Every Record I Own - Day 858: Mastodon Remission
On the first Botch European tour back in 1999, our tour intersected with a Neurosis / Voivod / Today Is The Day tour in Rennes, France. Unfortunately, Today Is The Day didn’t actually play the show, because Steve Austin had flown back to the States to deal with a dental issue. But his two bandmates stayed behind and continued traveling with Neurosis. They were a friendly pair named Bill and Brann.
Within the year, our producer friend Matt Bayles mentioned that he was recording an EP for a new band out of Atlanta. “They’re called Mastodon,” he said, “and I think you know a couple of the guys in the band… Bill and Brann were in Today Is The Day.” Matt would go on to record their full-length Remission not long after.
While the Lifesblood EP was good, it wasn’t until Remission landed that Mastodon really caught my ear. Back in 2002, I preferred my metal to have a strong punk edge to it and Mastodon had a bit more of fretboard flash than I usually went for, but there was still something sufficiently crusty and grimy in their sound. It had that manic punk energy where it feels like everything is about to rattle apart at the seams, like each member is trying to push his bandmates to go harder. It was heavy. It was frantic. It had melody, but still veered towards ugliness. And it was impossible to deny the opening one-two punch of “Crusher Destroyer” and “March of the Fire Ants” or the epic scope of tracks like “Ol'e Nessie.”
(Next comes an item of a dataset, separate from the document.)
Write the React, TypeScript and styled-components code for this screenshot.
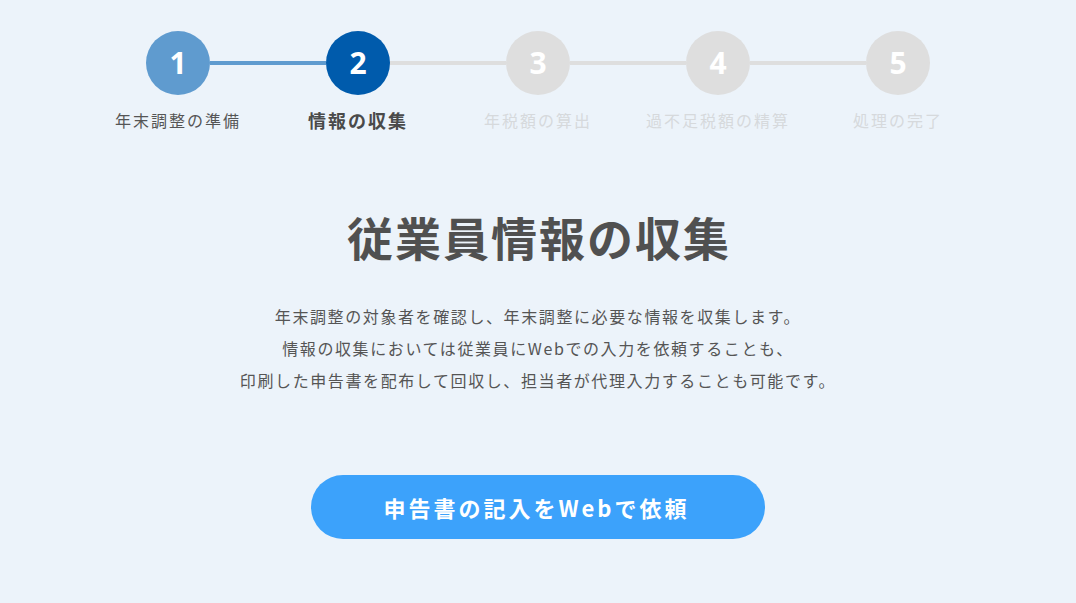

Mastodon wound up camping out in Seattle for several weeks back in the Spring of 2004 to record their sophomore album Leviathan, and I wound up at a bar with a few of the guys in the band. I remember bringing up Melvins’ Lysol album and their guitarist Brent lit up. “That’s the best opening of an album in all of rock music. Two chords and feedback for all of Side A!”
I loved that this guy who was an absolute shredder of a guitarist was championing Melvins’ antagonistic minimalism. It added a whole new context to Mastodon’s music. These weren’t a bunch of guys trying to show off their chops. This was just the music that they had to make. And rather than imitating their heroes in Melvins and Neurosis, they went in the opposite direction and wrote these advanced-level riffs and proggy compositions because… well… that’s what happened when you put the four members of the band in a rehearsal room together.
I’ve been listening to a lot of Mastodon since Brent Hinds passing back in August, and it’s been a trip to revisit the early records when the band was still this scrappy and feral metallic beast building their reputation by obliterating the crowds in these tiny hole-in-the-wall venues. Success was right around the corner with their sophomore album Leviathan, but there was a certain magic in the music they made in those hungry, lean, and desperate early years.